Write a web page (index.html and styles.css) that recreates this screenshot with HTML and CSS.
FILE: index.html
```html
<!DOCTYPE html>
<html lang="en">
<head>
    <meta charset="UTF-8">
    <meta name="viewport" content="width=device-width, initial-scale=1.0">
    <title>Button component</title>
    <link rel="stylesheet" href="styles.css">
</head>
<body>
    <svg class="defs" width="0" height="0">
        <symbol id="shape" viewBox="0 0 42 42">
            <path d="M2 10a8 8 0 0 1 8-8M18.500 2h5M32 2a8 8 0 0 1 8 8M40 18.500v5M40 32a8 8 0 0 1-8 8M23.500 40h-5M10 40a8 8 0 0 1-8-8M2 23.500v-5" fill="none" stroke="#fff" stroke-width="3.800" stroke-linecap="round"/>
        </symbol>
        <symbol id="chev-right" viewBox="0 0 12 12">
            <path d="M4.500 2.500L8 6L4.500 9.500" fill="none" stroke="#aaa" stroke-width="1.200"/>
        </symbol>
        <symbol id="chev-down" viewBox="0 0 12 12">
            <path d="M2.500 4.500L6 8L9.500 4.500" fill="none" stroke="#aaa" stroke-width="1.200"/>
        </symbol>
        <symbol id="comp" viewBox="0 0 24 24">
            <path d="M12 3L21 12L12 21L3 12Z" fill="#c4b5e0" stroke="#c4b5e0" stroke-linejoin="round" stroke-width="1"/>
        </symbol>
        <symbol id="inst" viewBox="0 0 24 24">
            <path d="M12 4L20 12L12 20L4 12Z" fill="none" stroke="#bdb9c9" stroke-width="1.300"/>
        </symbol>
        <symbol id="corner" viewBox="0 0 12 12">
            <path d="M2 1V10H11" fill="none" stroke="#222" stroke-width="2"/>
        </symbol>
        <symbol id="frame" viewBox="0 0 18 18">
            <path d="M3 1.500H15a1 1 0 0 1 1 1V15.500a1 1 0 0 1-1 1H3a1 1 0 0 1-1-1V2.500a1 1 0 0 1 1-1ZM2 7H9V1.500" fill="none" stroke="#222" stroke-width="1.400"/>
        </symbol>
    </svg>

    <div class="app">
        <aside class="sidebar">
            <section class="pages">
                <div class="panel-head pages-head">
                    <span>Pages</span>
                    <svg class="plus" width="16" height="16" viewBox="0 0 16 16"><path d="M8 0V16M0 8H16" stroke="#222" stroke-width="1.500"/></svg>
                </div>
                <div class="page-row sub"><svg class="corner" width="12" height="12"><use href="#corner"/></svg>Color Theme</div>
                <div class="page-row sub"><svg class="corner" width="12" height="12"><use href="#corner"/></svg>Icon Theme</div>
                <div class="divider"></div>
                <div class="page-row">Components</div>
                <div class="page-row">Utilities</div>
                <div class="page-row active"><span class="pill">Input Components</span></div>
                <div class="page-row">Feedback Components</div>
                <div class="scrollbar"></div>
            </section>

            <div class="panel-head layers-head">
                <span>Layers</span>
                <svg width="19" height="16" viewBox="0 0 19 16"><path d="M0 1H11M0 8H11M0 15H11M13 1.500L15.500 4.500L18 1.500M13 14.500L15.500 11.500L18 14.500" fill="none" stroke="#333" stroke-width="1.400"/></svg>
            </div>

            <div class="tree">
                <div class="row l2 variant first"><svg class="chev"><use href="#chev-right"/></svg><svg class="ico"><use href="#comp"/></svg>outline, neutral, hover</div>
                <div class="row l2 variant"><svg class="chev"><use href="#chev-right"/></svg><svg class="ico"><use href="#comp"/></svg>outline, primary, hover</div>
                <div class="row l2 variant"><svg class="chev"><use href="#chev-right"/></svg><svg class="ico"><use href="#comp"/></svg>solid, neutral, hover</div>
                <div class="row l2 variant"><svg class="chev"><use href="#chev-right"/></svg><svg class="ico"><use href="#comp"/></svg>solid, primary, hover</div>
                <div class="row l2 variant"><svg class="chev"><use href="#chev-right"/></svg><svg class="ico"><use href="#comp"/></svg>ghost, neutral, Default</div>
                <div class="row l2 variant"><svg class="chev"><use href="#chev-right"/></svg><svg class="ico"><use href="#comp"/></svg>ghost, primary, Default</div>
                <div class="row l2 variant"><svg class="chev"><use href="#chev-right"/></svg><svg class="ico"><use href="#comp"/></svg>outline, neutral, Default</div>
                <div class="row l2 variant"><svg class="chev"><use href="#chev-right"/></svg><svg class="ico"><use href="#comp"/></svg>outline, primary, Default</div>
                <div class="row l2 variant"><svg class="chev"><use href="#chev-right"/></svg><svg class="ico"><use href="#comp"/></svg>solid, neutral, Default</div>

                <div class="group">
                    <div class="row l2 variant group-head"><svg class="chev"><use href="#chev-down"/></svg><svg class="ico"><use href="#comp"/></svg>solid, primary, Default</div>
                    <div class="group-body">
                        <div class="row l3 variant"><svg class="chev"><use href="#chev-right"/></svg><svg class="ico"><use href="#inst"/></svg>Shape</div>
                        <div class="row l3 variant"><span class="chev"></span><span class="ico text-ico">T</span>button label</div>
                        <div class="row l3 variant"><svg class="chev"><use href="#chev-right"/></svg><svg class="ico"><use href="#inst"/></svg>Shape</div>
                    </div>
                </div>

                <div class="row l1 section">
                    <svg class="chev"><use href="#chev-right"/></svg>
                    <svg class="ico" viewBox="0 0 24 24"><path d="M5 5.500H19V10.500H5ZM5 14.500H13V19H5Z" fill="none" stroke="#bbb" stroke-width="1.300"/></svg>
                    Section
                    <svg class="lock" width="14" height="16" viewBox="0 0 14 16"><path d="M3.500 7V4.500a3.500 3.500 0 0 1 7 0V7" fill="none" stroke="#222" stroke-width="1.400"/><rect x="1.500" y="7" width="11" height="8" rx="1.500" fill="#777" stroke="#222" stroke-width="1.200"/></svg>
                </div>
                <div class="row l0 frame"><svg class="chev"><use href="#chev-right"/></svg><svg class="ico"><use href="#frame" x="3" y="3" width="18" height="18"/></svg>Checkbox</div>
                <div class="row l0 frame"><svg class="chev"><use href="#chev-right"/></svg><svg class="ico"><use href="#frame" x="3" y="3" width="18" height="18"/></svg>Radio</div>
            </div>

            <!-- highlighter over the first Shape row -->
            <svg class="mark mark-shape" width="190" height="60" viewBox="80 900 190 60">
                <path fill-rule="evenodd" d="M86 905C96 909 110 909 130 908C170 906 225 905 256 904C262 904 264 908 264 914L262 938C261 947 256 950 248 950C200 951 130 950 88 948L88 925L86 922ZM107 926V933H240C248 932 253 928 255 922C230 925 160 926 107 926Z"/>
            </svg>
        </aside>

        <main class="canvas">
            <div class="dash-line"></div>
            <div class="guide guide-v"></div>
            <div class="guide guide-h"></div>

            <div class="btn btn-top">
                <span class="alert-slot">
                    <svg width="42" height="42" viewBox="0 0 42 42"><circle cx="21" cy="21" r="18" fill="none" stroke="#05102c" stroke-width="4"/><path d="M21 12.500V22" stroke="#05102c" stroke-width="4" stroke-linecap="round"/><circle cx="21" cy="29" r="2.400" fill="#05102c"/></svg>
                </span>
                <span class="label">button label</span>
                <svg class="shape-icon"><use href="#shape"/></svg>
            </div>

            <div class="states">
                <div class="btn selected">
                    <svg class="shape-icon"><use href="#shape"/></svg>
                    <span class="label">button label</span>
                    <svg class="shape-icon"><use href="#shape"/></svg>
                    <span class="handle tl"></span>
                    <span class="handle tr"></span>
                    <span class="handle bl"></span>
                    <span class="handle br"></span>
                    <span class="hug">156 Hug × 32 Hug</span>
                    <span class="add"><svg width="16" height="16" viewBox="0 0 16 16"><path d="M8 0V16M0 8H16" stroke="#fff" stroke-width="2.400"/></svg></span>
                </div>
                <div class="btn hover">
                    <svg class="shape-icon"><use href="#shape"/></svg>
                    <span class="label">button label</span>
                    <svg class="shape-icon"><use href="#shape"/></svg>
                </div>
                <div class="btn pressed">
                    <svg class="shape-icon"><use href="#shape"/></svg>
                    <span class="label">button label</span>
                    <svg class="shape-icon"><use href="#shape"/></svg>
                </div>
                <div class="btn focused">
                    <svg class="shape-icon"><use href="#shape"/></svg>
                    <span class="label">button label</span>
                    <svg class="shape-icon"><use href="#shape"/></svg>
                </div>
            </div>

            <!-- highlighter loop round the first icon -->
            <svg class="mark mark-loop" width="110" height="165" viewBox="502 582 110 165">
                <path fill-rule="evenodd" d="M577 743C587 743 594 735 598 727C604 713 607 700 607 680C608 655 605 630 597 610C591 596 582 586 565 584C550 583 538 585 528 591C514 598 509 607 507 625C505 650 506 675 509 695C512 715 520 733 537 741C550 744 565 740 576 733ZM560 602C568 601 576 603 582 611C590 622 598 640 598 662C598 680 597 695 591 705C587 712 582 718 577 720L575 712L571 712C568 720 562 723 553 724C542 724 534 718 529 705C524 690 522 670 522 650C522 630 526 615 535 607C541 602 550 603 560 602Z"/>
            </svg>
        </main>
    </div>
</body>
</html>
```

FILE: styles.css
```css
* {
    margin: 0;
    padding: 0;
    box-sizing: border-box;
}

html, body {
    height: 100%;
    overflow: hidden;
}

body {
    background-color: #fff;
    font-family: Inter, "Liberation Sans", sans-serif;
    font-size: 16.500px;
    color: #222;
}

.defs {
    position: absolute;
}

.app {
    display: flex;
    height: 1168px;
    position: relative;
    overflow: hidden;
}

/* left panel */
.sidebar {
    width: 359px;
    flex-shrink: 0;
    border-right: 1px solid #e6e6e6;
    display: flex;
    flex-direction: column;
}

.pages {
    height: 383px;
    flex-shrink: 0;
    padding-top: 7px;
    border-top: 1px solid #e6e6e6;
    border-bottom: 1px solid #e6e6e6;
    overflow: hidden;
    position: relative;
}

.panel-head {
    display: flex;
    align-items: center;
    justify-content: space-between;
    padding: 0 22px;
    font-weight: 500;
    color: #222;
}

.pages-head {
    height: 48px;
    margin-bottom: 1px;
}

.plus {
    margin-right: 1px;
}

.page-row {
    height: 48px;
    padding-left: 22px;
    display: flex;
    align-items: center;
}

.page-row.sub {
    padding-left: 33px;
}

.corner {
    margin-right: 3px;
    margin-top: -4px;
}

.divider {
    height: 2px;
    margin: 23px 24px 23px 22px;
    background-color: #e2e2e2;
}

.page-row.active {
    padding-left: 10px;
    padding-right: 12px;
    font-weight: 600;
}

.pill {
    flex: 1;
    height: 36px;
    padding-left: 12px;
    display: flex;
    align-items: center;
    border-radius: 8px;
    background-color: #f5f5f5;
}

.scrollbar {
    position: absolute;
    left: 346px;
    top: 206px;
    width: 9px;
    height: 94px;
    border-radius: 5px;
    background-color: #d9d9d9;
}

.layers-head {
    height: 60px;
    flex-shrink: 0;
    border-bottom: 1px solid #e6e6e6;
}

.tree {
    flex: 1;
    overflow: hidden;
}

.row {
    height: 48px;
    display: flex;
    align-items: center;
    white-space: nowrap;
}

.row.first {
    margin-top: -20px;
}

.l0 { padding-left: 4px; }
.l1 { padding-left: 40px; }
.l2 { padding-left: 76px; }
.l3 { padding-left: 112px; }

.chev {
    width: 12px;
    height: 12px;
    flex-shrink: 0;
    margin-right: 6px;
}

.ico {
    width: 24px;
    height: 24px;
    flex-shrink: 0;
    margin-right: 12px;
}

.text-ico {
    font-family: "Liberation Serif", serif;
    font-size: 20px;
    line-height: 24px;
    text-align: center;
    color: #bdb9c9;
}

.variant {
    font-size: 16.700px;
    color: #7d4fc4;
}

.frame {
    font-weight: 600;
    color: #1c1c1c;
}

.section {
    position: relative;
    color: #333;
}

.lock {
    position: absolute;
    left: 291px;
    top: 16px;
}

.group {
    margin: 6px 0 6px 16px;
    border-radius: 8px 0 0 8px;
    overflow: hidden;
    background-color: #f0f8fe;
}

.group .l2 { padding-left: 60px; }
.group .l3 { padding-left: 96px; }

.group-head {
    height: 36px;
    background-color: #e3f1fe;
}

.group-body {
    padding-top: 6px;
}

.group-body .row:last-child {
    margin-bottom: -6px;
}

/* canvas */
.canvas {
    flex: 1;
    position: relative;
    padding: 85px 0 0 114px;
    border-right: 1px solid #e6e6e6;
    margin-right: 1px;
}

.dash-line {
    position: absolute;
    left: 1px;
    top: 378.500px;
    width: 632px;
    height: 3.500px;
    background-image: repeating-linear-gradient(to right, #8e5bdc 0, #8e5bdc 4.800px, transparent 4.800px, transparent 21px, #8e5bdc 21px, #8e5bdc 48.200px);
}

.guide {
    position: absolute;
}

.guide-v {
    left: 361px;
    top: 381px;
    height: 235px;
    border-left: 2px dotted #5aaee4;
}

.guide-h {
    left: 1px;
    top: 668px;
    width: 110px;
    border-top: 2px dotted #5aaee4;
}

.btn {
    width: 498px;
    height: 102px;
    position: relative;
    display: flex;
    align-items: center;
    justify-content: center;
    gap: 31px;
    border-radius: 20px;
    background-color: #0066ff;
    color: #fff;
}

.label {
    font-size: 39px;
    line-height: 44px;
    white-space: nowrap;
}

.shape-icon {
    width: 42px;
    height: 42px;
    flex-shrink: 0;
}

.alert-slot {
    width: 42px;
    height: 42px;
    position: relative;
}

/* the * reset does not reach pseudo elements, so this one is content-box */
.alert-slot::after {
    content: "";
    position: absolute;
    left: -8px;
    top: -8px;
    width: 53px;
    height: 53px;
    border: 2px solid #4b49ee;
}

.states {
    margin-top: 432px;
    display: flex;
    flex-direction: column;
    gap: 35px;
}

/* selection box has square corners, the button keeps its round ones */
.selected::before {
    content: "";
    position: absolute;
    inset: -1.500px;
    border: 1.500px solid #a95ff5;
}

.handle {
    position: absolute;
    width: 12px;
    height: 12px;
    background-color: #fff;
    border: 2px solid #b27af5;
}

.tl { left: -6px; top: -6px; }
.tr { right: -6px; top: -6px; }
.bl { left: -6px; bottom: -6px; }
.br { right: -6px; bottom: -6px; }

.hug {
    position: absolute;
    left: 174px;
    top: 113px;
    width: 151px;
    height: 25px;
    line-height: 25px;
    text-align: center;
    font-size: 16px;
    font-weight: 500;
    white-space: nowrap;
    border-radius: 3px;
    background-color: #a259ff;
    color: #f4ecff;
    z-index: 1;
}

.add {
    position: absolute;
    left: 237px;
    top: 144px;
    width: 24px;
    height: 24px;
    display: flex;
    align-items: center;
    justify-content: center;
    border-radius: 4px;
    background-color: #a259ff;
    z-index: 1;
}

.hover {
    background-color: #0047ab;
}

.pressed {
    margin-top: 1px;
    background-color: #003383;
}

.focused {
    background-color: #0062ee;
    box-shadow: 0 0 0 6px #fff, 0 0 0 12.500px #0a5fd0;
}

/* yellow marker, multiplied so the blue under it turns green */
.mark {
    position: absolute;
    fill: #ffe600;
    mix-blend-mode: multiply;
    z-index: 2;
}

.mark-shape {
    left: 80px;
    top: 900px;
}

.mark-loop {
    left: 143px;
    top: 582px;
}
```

☆ ☆ ☆

_Problem to work on_. Show all lines above holding "styles".

_Correct response_.
Write a web page (index.html and styles.css) that recreates this screenshot with HTML and CSS.
    <link rel="stylesheet" href="styles.css">
FILE: styles.css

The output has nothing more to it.